Dans tous les arts martiaux on travaille sur les aspects émotionnels et psychologiques, hélas trop souvent de manière empirique ce qui peut conduire à des effets inverses de ceux recherchés au départ. En Systema ces approches sont fondamentales, l’élève apprend à progresser dans la gestion du stress et des émotions, pour ne pas perdre ses moyens dans une confrontation réelle où autres événements de la vie. Une approche méthodique est proposée, ce qui est important pour éviter d’accumuler des peurs puisqu’on veut s’en libérer pour prendre confiance en soi afin d’agir avec justesse au moment opportun. Le travail sur la respiration ainsi qu’une progressivité de la vitesse d’exécution est la pierre angulaire du travail émotionnel et psychologique. Négliger ces aspects du combat c’est oublier de poser les fondations d’une maison, toutes nos connaissances s’effondreraient lors d’une situation critique menant à un état de stress élevé.

L’apprentissage du Systema commence par des exercices en lenteur mais ce n’est pas une finalité, c’est un moyen pour progresser. Quand la coordination motrice, l’adaptation du système nerveux au stress et le timing s’améliorent, alors la vitesse des exercices évoluent progressivement jusqu’à se rapprocher d’une situation réelle, quand le pratiquant est en capacité de le supporter, en prenant soin de la sécurité de ses partenaires.
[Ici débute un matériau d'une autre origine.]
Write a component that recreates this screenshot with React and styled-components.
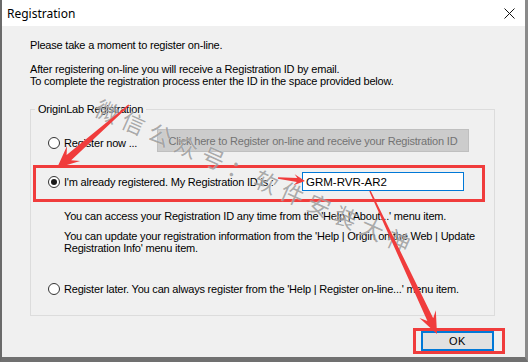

Cette approche ne m’a pas surpris, avant de commencer le Systema j’étais déjà convaincu de cette méthode progressive que j’applique depuis longtemps. C’est un champion du Monde de karaté qui m’a conforté dans l’idée que la vitesse s’acquiert par le travail lent. Aller vite sans maîtriser ce que l’on fait c’est se mettre en danger soi et son partenaire, c’est aussi la meilleure façon de masquer ses propres défauts et donc de se satisfaire de sa médiocrité. Il y a bien sûr encore d’autres bienfaits du travail en lenteur comme le développement de la conscience de soi et le travail sur l’Ego.

Pour conclure je dirais que ma rencontre avec le Systema marque pour moi une nouvelle étape. Cette discipline est un moyen pour se connaître et se maîtriser afin de bien vivre avec les autres et soi-même. Que ce soit sur le plan de la biomécanique, de la tactique et psychologie du combat, du contrôle du corps, de la gestion des émotions, le Systema est une méthode extrêmement bien structurée sans pour autant être figée. Chaque individu est encouragé à trouver sa façon de bouger, sa liberté de mouvement, c’est une méthode qui nous libère de nos schémas préconçus et rend l’individu acteur et créateur de sa progression. Pour moi c’est aussi la rencontre avec des pratiquants sincères, honnêtes et bienveillants qui permettent de progresser. Lors des échanges le corps ne ment pas, nous nous exposons tels que nous sommes, avec nos forces et nos faiblesses, nos ombres et nos lumières. La pratique honnête demande de l’humilité, de ne pas laisser notre Ego prendre le contrôle de nos émotions. Si vous n’avez pas encore essayé le Systema, faites comme moi, forgez votre propre opinion en tentant l’expérience. C’est seulement en goûtant que vous pourrez réellement connaître et apprécier la saveur du Systema.